■ **Set task**: Without the pictures, return all of the material exactly as written.

■ **Material provided**:

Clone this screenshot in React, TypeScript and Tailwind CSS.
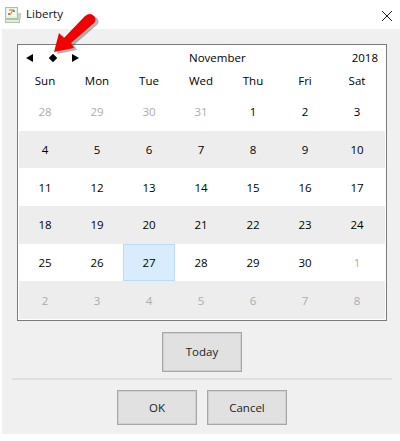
/**
 * Liberty date picker dialog with calendar grid and annotation arrow
 */

const DAY_NAMES = ['Sun', 'Mon', 'Tue', 'Wed', 'Thu', 'Fri', 'Sat'];

const WEEKS: { label: number; muted?: boolean; selected?: boolean }[][] = [
  [{ label: 28, muted: true }, { label: 29, muted: true }, { label: 30, muted: true }, { label: 31, muted: true }, { label: 1 }, { label: 2 }, { label: 3 }],
  [{ label: 4 }, { label: 5 }, { label: 6 }, { label: 7 }, { label: 8 }, { label: 9 }, { label: 10 }],
  [{ label: 11 }, { label: 12 }, { label: 13 }, { label: 14 }, { label: 15 }, { label: 16 }, { label: 17 }],
  [{ label: 18 }, { label: 19 }, { label: 20 }, { label: 21 }, { label: 22 }, { label: 23 }, { label: 24 }],
  [{ label: 25 }, { label: 26 }, { label: 27, selected: true }, { label: 28 }, { label: 29 }, { label: 30 }, { label: 1, muted: true }],
  [{ label: 2, muted: true }, { label: 3, muted: true }, { label: 4, muted: true }, { label: 5, muted: true }, { label: 6, muted: true }, { label: 7, muted: true }, { label: 8, muted: true }],
];

function AppIcon() {
  return (
    <svg width="16" height="16" viewBox="0 0 16 16" className="shrink-0">
      <rect x="0.5" y="0.5" width="12" height="11" fill="#e8f2e4" stroke="#a8c4a0" />
      <rect x="2" y="2" width="9" height="7" fill="#f7fbf5" />
      <path d="M4 3 L8 3 L5 8" stroke="#d8a03c" strokeWidth="1.4" fill="none" />
      <rect x="8" y="3" width="2" height="2" fill="#6a8fd8" />
      <rect x="3" y="6" width="2" height="2" fill="#c86a9c" />
      <rect x="13" y="6" width="3" height="6" fill="#c8d0c4" />
      <rect x="0.5" y="12.5" width="14" height="3" fill="#e2edde" stroke="#b0c8a8" />
    </svg>
  );
}

function RedArrow() {
  return (
    <svg width="54" height="50" viewBox="0 0 54 50" className="absolute left-[50px] top-[10px]">
      <path d="M4 42 L9 23 L14 28 L35 6 Q40 2 44 6 Q47 10 44 13 L21 33 L24 38 Z" fill="#444" opacity="0.4" transform="translate(3 2)" />
      <path d="M4 42 L9 23 L14 28 L35 6 Q40 2 44 6 Q47 10 44 13 L21 33 L24 38 Z" fill="#f00000" />
    </svg>
  );
}

function DialogButton({ label, className }: { label: string; className: string }) {
  return (
    <button className={`w-20 border border-[#a6a6a6] bg-[#e1e1e1] text-[#222] shadow-[inset_0_0_0_1px_#d0d0d0] ${className}`}>
      {label}
    </button>
  );
}

export default function App() {
  return (
    <div className="relative h-[441px] w-[400px] overflow-hidden bg-white font-['Open_Sans',sans-serif] text-[11.5px] text-black">
      <div className="flex h-[29px] items-center pl-[5px] pr-[8px]">
        <AppIcon />
        <span className="ml-[5px] pb-px text-[#111]">Liberty</span>
        <svg width="10" height="10" viewBox="0 0 10 10" className="ml-auto mb-[-3px]" stroke="#222" strokeWidth="1">
          <path d="M0 0 L10 10 M10 0 L0 10" />
        </svg>
      </div>

      <div className="ml-[2px] flex h-[405px] flex-col bg-[#f0f0f0] pl-[10px] pr-[8px] pt-[15px]">
        <div className="mx-[5px] flex h-[277px] flex-col border border-[#7a7a7a] bg-white p-px">
          <div className="flex h-[24px] items-center">
            <div className="flex w-[60px] items-center justify-between pl-[7px]">
              <span className="h-0 w-0 border-y-[4px] border-r-[7px] border-y-transparent border-r-black" />
              <span className="h-[6px] w-[6px] rotate-45 bg-black" />
              <span className="h-0 w-0 border-y-[4px] border-l-[7px] border-y-transparent border-l-black" />
            </div>
            <span className="ml-[110px]">November</span>
            <span className="ml-auto pr-[7px]">2018</span>
          </div>
          <div className="grid h-[23px] grid-cols-[repeat(7,52px)] items-center pb-[2px]">
            {DAY_NAMES.map((name) => (
              <span key={name} className="text-center">{name}</span>
            ))}
          </div>
          <div className="flex flex-1 flex-col">
            {WEEKS.map((week, i) => (
              <div key={i} className={`grid flex-1 grid-cols-[repeat(7,52px)] ${i % 2 === 1 ? 'bg-[#ededed]' : ''}`}>
                {week.map((day, j) => (
                  <div
                    key={j}
                    className={`flex items-center justify-center ${day.muted ? 'text-[#acacac]' : ''} ${day.selected ? 'border border-[#b9dcf9] bg-[#d9ecfd]' : ''}`}
                  >
                    {day.label}
                  </div>
                ))}
              </div>
            ))}
          </div>
        </div>

        <div className="mt-[11px] flex justify-center">
          <DialogButton label="Today" className="h-10" />
        </div>
        <div className="mt-[6px] h-[2px] bg-[#dedede]" />
        <div className="mt-[10px] flex justify-center gap-[10px]">
          <DialogButton label="OK" className="h-[35px]" />
          <DialogButton label="Cancel" className="h-[35px]" />
        </div>
      </div>

      <RedArrow />
    </div>
  );
}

■ **Output for this exercise**:
Clone this screenshot in React, TypeScript and Tailwind CSS.
/**
 * Liberty date picker dialog with calendar grid and annotation arrow
 */

const DAY_NAMES = ['Sun', 'Mon', 'Tue', 'Wed', 'Thu', 'Fri', 'Sat'];

const WEEKS: { label: number; muted?: boolean; selected?: boolean }[][] = [
  [{ label: 28, muted: true }, { label: 29, muted: true }, { label: 30, muted: true }, { label: 31, muted: true }, { label: 1 }, { label: 2 }, { label: 3 }],
  [{ label: 4 }, { label: 5 }, { label: 6 }, { label: 7 }, { label: 8 }, { label: 9 }, { label: 10 }],
  [{ label: 11 }, { label: 12 }, { label: 13 }, { label: 14 }, { label: 15 }, { label: 16 }, { label: 17 }],
  [{ label: 18 }, { label: 19 }, { label: 20 }, { label: 21 }, { label: 22 }, { label: 23 }, { label: 24 }],
  [{ label: 25 }, { label: 26 }, { label: 27, selected: true }, { label: 28 }, { label: 29 }, { label: 30 }, { label: 1, muted: true }],
  [{ label: 2, muted: true }, { label: 3, muted: true }, { label: 4, muted: true }, { label: 5, muted: true }, { label: 6, muted: true }, { label: 7, muted: true }, { label: 8, muted: true }],
];

function AppIcon() {
  return (
    <svg width="16" height="16" viewBox="0 0 16 16" className="shrink-0">
      <rect x="0.5" y="0.5" width="12" height="11" fill="#e8f2e4" stroke="#a8c4a0" />
      <rect x="2" y="2" width="9" height="7" fill="#f7fbf5" />
      <path d="M4 3 L8 3 L5 8" stroke="#d8a03c" strokeWidth="1.4" fill="none" />
      <rect x="8" y="3" width="2" height="2" fill="#6a8fd8" />
      <rect x="3" y="6" width="2" height="2" fill="#c86a9c" />
      <rect x="13" y="6" width="3" height="6" fill="#c8d0c4" />
      <rect x="0.5" y="12.5" width="14" height="3" fill="#e2edde" stroke="#b0c8a8" />
    </svg>
  );
}

function RedArrow() {
  return (
    <svg width="54" height="50" viewBox="0 0 54 50" className="absolute left-[50px] top-[10px]">
      <path d="M4 42 L9 23 L14 28 L35 6 Q40 2 44 6 Q47 10 44 13 L21 33 L24 38 Z" fill="#444" opacity="0.4" transform="translate(3 2)" />
      <path d="M4 42 L9 23 L14 28 L35 6 Q40 2 44 6 Q47 10 44 13 L21 33 L24 38 Z" fill="#f00000" />
    </svg>
  );
}

function DialogButton({ label, className }: { label: string; className: string }) {
  return (
    <button className={`w-20 border border-[#a6a6a6] bg-[#e1e1e1] text-[#222] shadow-[inset_0_0_0_1px_#d0d0d0] ${className}`}>
      {label}
    </button>
  );
}

export default function App() {
  return (
    <div className="relative h-[441px] w-[400px] overflow-hidden bg-white font-['Open_Sans',sans-serif] text-[11.5px] text-black">
      <div className="flex h-[29px] items-center pl-[5px] pr-[8px]">
        <AppIcon />
        <span className="ml-[5px] pb-px text-[#111]">Liberty</span>
        <svg width="10" height="10" viewBox="0 0 10 10" className="ml-auto mb-[-3px]" stroke="#222" strokeWidth="1">
          <path d="M0 0 L10 10 M10 0 L0 10" />
        </svg>
      </div>

      <div className="ml-[2px] flex h-[405px] flex-col bg-[#f0f0f0] pl-[10px] pr-[8px] pt-[15px]">
        <div className="mx-[5px] flex h-[277px] flex-col border border-[#7a7a7a] bg-white p-px">
          <div className="flex h-[24px] items-center">
            <div className="flex w-[60px] items-center justify-between pl-[7px]">
              <span className="h-0 w-0 border-y-[4px] border-r-[7px] border-y-transparent border-r-black" />
              <span className="h-[6px] w-[6px] rotate-45 bg-black" />
              <span className="h-0 w-0 border-y-[4px] border-l-[7px] border-y-transparent border-l-black" />
            </div>
            <span className="ml-[110px]">November</span>
            <span className="ml-auto pr-[7px]">2018</span>
          </div>
          <div className="grid h-[23px] grid-cols-[repeat(7,52px)] items-center pb-[2px]">
            {DAY_NAMES.map((name) => (
              <span key={name} className="text-center">{name}</span>
            ))}
          </div>
          <div className="flex flex-1 flex-col">
            {WEEKS.map((week, i) => (
              <div key={i} className={`grid flex-1 grid-cols-[repeat(7,52px)] ${i % 2 === 1 ? 'bg-[#ededed]' : ''}`}>
                {week.map((day, j) => (
                  <div
                    key={j}
                    className={`flex items-center justify-center ${day.muted ? 'text-[#acacac]' : ''} ${day.selected ? 'border border-[#b9dcf9] bg-[#d9ecfd]' : ''}`}
                  >
                    {day.label}
                  </div>
                ))}
              </div>
            ))}
          </div>
        </div>

        <div className="mt-[11px] flex justify-center">
          <DialogButton label="Today" className="h-10" />
        </div>
        <div className="mt-[6px] h-[2px] bg-[#dedede]" />
        <div className="mt-[10px] flex justify-center gap-[10px]">
          <DialogButton label="OK" className="h-[35px]" />
          <DialogButton label="Cancel" className="h-[35px]" />
        </div>
      </div>

      <RedArrow />
    </div>
  );
}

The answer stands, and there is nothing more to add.